# Neues Notebook-Netzteil - zu wenig Ampere?



## Kaizen (26. Juni 2013)

Hallo!

Mein Notebook-Netzteil (Sony Vaio) hat gestern aufgehört zu funktionieren, deswegen habe ich mir heute beraten lassen und ein neues gekauft. 
Das scheint soweit auch zu funktionieren, das Notebook wird wieder normal aufgeladen.
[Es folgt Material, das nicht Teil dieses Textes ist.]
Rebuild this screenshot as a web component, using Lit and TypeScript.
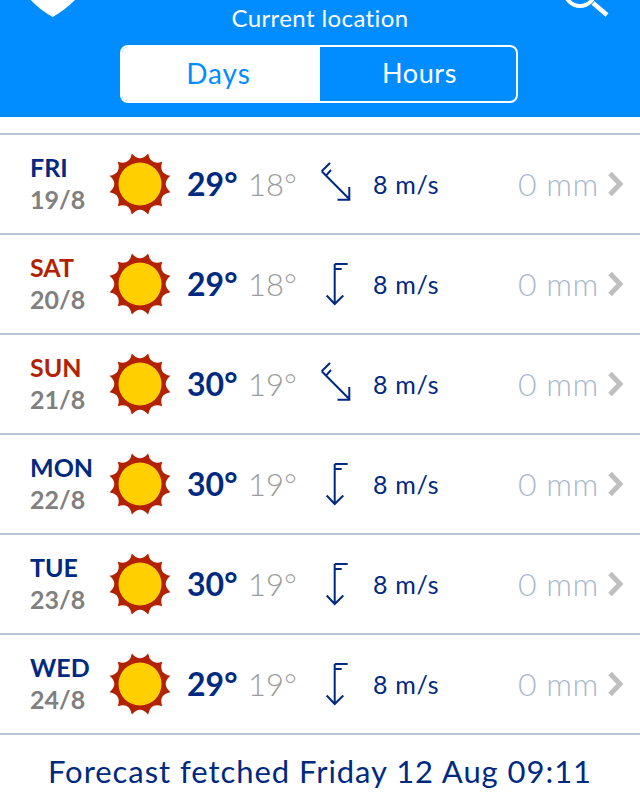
import { LitElement, html, css, svg } from 'lit'
import { customElement } from 'lit/decorators.js'

interface Day {
  name: string
  date: string
  hi: number
  lo: number
  wind: 'diag' | 'down'
  weekend?: boolean
}

const days: Day[] = [
  { name: 'FRI', date: '19/8', hi: 29, lo: 18, wind: 'diag' },
  { name: 'SAT', date: '20/8', hi: 29, lo: 18, wind: 'down', weekend: true },
  { name: 'SUN', date: '21/8', hi: 30, lo: 19, wind: 'diag', weekend: true },
  { name: 'MON', date: '22/8', hi: 30, lo: 19, wind: 'down' },
  { name: 'TUE', date: '23/8', hi: 30, lo: 19, wind: 'down' },
  { name: 'WED', date: '24/8', hi: 29, lo: 19, wind: 'down' },
]

// 12 pointed rays with concave sides between them
function sunPath() {
  const pt = (r: number, deg: number) => {
    const a = (deg * Math.PI) / 180
    return `${(32 + r * Math.cos(a)).toFixed(2)} ${(32 + r * Math.sin(a)).toFixed(2)}`
  }
  let d = `M${pt(31.5, 15)}`
  for (let i = 0; i < 12; i++) {
    const start = 15 + i * 30
    d += `Q${pt(21, start + 15)} ${pt(31.5, start + 30)}`
  }
  return d + 'Z'
}

const sun = html`<svg class="sun" width="64" height="64" viewBox="0 0 64 64">
  <path d=${sunPath()} fill="#b22200"></path>
  <circle cx="32" cy="32" r="21.5" fill="#ffcf00"></circle>
</svg>`

const arrows = {
  diag: svg`<path d="M1.7 13.3 L30 41.7 M29.3 29 V41.7 H17.5 M1.7 13.3 L10 5 M6 17.7 L11 12"/>`,
  down: svg`<path d="M14.7 6 V46 M14.7 6 H27.7 M14.7 11 H21.7 M6.7 37.5 L14.7 46 L23.3 37.5"/>`,
}

@customElement('app-root')
class App extends LitElement {
  static styles = css`
    :host {
      display: block;
      width: 640px;
      height: 795px;
      overflow: hidden;
      background: #fff;
      font-family: 'Lato', 'Open Sans', sans-serif;
    }
    .head {
      height: 117px;
      background: #018dff;
      color: #fff;
    }
    .top {
      display: grid;
      grid-template-columns: 1fr auto 1fr;
      height: 45px;
      align-items: start;
    }
    .shield {
      margin-left: 30px;
      display: block;
    }
    .search {
      margin-left: auto;
      margin-right: 29px;
      display: block;
    }
    .place {
      font-size: 24px;
      line-height: 28px;
      margin-top: 4px;
      letter-spacing: 0.4px;
    }
    .tabs {
      display: flex;
      width: 398px;
      height: 58px;
      margin: 0 0 0 120px;
      box-sizing: border-box;
      border: 2px solid #fff;
      border-radius: 8px;
      overflow: hidden;
      font-size: 27px;
      letter-spacing: 0.6px;
    }
    .tab {
      flex: 1;
      display: flex;
      align-items: center;
      justify-content: center;
      padding: 0 0 3px 3px;
    }
    .tab.on {
      flex: 0 0 198px;
      box-sizing: border-box;
      padding: 0 5px 3px 0;
      background: #fff;
      color: #018dff;
      font-size: 28px;
      letter-spacing: 0.9px;
    }
    .list {
      margin-top: 16px;
    }
    .row {
      display: grid;
      grid-template-columns: 79px 77px 62px 71px 53px 145px 90px 1fr;
      align-items: center;
      height: 100px;
      box-sizing: border-box;
      padding-left: 30px;
      border-top: 2px solid #b8c4d8;
      color: #002a7f;
    }
    .row:last-child {
      height: 102px;
      border-bottom: 2px solid #b8c4d8;
    }
    .day {
      font-size: 25px;
      font-weight: 700;
      line-height: 32px;
      margin-top: -3px;
    }
    .day.red .name {
      color: #b22200;
    }
    .date {
      color: #808080;
    }
    .sun {
      display: block;
      margin-left: -1px;
    }
    .hi {
      font-size: 32px;
      font-weight: 700;
      margin-top: -1px;
      margin-left: 1px;
    }
    .lo {
      font-size: 31px;
      font-weight: 300;
      color: #9c9c9c;
      margin-top: -1px;
    }
    .arrow {
      display: block;
      margin-left: 1px;
      fill: none;
      stroke: #002a7f;
      stroke-width: 2;
    }
    .wind {
      font-size: 25px;
      letter-spacing: 0.7px;
      margin-left: 1px;
    }
    .rain {
      font-size: 32px;
      font-weight: 300;
      color: #aab8d0;
      letter-spacing: 0.5px;
      white-space: nowrap;
      margin-top: -2px;
      margin-left: 1px;
    }
    .chev {
      display: block;
      margin-left: 1px;
      fill: none;
      stroke: #bfbfbf;
      stroke-width: 5;
    }
    .foot {
      text-align: center;
      font-size: 31px;
      line-height: 40px;
      margin-top: 16px;
      color: #002a7f;
      letter-spacing: 0.95px;
    }
  `

  renderRow(d: Day) {
    return html`<div class="row">
      <div class="day ${d.weekend ? 'red' : ''}">
        <div class="name">${d.name}</div>
        <div class="date">${d.date}</div>
      </div>
      ${sun}
      <div class="hi">${d.hi}°</div>
      <div class="lo">${d.lo}°</div>
      <svg class="arrow" width="36" height="52" viewBox="0 0 36 52">${arrows[d.wind]}</svg>
      <div class="wind">8 m/s</div>
      <div class="rain">0 mm</div>
      <svg class="chev" width="18" height="28" viewBox="0 0 18 28"><path d="M2 3.5 L12 14 L2 24.5"></path></svg>
    </div>`
  }

  render() {
    return html`
      <div class="head">
        <div class="top">
          <svg class="shield" width="48" height="18" viewBox="0 0 48 18">
            <path d="M0.7 0 H45 Q36 9 24 16.3 Q22.7 17.4 21.4 16.3 Q9 9 0.7 0 Z" fill="#fff"></path>
          </svg>
          <div class="place">Current location</div>
          <svg class="search" width="48" height="18" viewBox="0 0 48 18" fill="none" stroke="#fff" stroke-width="4">
            <circle cx="17" cy="-9" r="15"></circle>
            <path d="M30 3 L44 15" stroke-width="4.5"></path>
          </svg>
        </div>
        <div class="tabs">
          <div class="tab on">Days</div>
          <div class="tab">Hours</div>
        </div>
      </div>
      <div class="list">${days.map((d) => this.renderRow(d))}</div>
      <div class="foot">Forecast fetched Friday 12 Aug 09:11</div>
    `
  }
}
export default App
Aus Zufall ist mir gerade allerdings aufgefallen, dass das neue Netzteil anscheinend zu wenig Ampere hat.
Auf der Verpackungsrückseite steht nämlich: "Ausgangsstrom: 4,5 / 3,75 A". Auf der Rückseite von meinem alten Notebook-Netzteil steht: "OUTPUT: 4,7 A".
Beide laufen übrigens mit 19,5V.

Kann ich das Netzteil ohne Bedenken weiter verwenden? 

Grüße


----------



## taks (26. Juni 2013)

Funktionieren sollte es soweit schon, jedoch könnte es sein, dass das Netzteil zu schwach ist, wenn das Notebook auf Vollast läuft.
Sprich: Obwohl du das Notebook am Strom hast, geht der Akku runter.

Kann zwar sein, dass es nie soweit kommt, aber da du es gerade erst heute gekauft hast, würde ich es zurückbringen und ein passendes holen.


----------



## Aer0 (26. Juni 2013)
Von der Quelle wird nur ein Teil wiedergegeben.